When you know you are sick, you will listen to the doctor. When you have realised that our position is nearly desperate you will begin to understand what the Christians are talking about.

People don’t like a hard message about sin and repentance. Lewis understood that. If he were here today and witnessing what our society is like now, I think he would be even more concerned than he was during his era. We want words of comfort, not words that tell us of our obligations. We seek self-esteem when we should instead be desiring self-control. We want to be delighted with promises that life is a playground where all our wishes come true. We’re not too keen on being told that life is filled with hard decisions, discipline, and difficult circumstances.

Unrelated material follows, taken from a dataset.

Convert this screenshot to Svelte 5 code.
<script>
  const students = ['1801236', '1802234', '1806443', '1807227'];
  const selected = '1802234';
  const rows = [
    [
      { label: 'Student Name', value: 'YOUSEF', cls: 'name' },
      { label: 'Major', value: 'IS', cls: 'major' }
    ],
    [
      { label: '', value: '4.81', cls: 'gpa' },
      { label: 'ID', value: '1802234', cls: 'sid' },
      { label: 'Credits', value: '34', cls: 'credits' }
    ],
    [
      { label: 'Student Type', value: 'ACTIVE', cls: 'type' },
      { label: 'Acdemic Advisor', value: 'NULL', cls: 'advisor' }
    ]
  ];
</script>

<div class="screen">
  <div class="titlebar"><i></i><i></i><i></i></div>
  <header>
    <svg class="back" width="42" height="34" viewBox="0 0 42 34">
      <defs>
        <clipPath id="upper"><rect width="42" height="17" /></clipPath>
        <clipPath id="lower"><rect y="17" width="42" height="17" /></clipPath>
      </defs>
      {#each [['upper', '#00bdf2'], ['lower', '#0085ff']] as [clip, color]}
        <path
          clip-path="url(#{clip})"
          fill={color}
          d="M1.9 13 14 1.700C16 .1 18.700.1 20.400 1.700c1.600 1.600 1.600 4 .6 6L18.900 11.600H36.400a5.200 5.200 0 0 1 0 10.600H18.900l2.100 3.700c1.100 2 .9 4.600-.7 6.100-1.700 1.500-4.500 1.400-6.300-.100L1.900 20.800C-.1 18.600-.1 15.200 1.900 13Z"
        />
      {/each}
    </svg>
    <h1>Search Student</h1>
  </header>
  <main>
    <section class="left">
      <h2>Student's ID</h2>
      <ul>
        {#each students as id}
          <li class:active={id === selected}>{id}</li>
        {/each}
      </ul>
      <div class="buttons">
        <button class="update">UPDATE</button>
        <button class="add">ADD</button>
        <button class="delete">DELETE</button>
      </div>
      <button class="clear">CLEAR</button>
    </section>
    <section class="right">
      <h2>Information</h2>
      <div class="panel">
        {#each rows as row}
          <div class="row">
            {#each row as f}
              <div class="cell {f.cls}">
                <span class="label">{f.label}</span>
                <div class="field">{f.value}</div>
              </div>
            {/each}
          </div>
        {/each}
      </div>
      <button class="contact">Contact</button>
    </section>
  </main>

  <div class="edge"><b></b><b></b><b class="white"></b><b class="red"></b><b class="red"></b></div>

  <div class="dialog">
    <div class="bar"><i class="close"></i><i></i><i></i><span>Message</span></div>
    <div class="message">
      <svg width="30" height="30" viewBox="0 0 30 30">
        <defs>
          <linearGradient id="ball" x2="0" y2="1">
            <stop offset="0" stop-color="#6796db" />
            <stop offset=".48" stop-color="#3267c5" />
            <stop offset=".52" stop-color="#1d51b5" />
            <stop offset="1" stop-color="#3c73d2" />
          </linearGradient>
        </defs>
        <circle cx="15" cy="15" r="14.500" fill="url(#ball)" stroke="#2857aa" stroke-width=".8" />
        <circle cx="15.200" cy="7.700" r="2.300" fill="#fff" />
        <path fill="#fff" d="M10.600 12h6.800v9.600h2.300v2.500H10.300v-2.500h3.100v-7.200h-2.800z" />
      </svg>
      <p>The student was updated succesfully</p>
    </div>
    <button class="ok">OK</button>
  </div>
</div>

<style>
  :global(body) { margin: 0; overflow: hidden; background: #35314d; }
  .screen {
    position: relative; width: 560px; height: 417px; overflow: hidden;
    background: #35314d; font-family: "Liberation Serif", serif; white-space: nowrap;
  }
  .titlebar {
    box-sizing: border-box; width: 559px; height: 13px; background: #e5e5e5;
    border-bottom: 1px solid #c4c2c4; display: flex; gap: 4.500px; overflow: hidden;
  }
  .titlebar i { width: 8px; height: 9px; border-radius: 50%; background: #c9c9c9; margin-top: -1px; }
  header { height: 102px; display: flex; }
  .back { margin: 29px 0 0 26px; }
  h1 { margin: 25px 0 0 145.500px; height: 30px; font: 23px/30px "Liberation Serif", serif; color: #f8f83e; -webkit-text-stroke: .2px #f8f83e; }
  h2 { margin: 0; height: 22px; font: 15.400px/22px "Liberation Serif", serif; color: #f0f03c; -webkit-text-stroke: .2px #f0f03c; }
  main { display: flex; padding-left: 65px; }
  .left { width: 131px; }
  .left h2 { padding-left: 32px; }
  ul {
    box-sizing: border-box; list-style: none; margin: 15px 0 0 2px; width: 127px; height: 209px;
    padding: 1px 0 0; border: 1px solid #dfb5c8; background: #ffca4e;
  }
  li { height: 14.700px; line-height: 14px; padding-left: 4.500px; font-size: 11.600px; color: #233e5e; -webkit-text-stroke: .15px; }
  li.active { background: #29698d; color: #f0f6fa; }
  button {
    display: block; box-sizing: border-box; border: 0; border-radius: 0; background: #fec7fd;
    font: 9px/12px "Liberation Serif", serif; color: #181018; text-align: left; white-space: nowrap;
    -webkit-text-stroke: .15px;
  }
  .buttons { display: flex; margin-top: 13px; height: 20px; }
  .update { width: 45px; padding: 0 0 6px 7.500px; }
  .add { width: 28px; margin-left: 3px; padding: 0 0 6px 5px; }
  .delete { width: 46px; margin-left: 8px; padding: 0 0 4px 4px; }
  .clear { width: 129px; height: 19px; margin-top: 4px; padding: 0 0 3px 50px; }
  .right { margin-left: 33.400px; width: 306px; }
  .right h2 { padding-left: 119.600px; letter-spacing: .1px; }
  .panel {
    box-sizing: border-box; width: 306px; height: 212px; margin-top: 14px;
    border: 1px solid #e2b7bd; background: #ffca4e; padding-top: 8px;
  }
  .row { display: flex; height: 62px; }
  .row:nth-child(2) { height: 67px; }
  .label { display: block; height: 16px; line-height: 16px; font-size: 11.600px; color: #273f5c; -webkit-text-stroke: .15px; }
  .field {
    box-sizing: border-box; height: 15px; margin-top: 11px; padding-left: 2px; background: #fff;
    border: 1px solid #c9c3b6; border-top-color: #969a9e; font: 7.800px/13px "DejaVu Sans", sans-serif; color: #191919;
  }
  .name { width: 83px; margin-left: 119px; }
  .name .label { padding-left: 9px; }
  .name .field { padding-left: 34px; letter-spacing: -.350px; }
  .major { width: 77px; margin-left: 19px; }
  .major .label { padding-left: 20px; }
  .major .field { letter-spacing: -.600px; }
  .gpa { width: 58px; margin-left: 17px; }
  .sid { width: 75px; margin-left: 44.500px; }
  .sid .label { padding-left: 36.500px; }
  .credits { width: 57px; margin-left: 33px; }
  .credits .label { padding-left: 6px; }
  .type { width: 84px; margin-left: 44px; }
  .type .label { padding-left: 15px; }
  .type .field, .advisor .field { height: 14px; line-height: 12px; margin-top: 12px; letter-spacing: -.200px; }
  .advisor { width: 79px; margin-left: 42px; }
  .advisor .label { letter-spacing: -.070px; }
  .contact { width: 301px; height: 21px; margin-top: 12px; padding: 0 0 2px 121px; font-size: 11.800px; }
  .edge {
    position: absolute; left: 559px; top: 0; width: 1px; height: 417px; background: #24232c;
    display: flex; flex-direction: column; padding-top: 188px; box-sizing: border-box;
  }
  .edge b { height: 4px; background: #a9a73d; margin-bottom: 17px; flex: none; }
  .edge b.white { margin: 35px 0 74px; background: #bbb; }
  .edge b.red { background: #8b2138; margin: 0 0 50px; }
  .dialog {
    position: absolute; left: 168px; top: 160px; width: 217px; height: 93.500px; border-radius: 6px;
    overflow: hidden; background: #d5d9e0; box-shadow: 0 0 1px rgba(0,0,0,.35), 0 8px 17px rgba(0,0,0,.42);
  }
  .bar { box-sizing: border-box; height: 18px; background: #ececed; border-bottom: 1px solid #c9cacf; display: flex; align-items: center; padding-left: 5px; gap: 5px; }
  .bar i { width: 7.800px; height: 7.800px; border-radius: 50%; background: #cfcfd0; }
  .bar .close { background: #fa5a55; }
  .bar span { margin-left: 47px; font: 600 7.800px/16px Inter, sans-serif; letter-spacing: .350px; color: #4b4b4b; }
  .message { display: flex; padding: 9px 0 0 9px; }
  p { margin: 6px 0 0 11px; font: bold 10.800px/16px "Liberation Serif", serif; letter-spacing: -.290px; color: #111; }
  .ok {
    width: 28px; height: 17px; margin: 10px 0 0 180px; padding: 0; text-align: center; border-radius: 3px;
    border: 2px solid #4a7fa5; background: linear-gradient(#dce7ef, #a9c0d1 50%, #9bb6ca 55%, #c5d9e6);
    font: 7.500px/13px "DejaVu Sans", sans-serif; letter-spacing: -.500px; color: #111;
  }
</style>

“I quite agree,” Lewis concludes, that the Christian religion is, in the long run, a thing of unspeakable comfort.” Yet comfort is not where it starts. After all, there is that sin problem that must be taken care of. “But it does not begin in comfort; it begins in the dismay I have been describing, and it is no use at all trying to go on to that comfort without first going through that dismay.” Forgiveness comes only after we first recognize our sinfulness and come to the Cross with a heart of repentance. Lewis ends the chapter with these words:

In religion, as in war and everything else, comfort is the one thing you cannot get by looking for it. If you look for truth, you may find comfort in the end: if you look for comfort you will not get either comfort or truth—only soft soap and wishful thinking to begin with and, in the end, despair. Most of us have got over the pre-war wishful thinking about international politics. It is time we did the same about religion.

When I wrote my book, America Discovers C. S. Lewis, I conducted a survey of Americans who say that Lewis was a major factor in their Christian faith. When I asked which of Lewis’s books was most influential for their faith, Mere Christianity came out on top. This chapter is a prime example for why that is.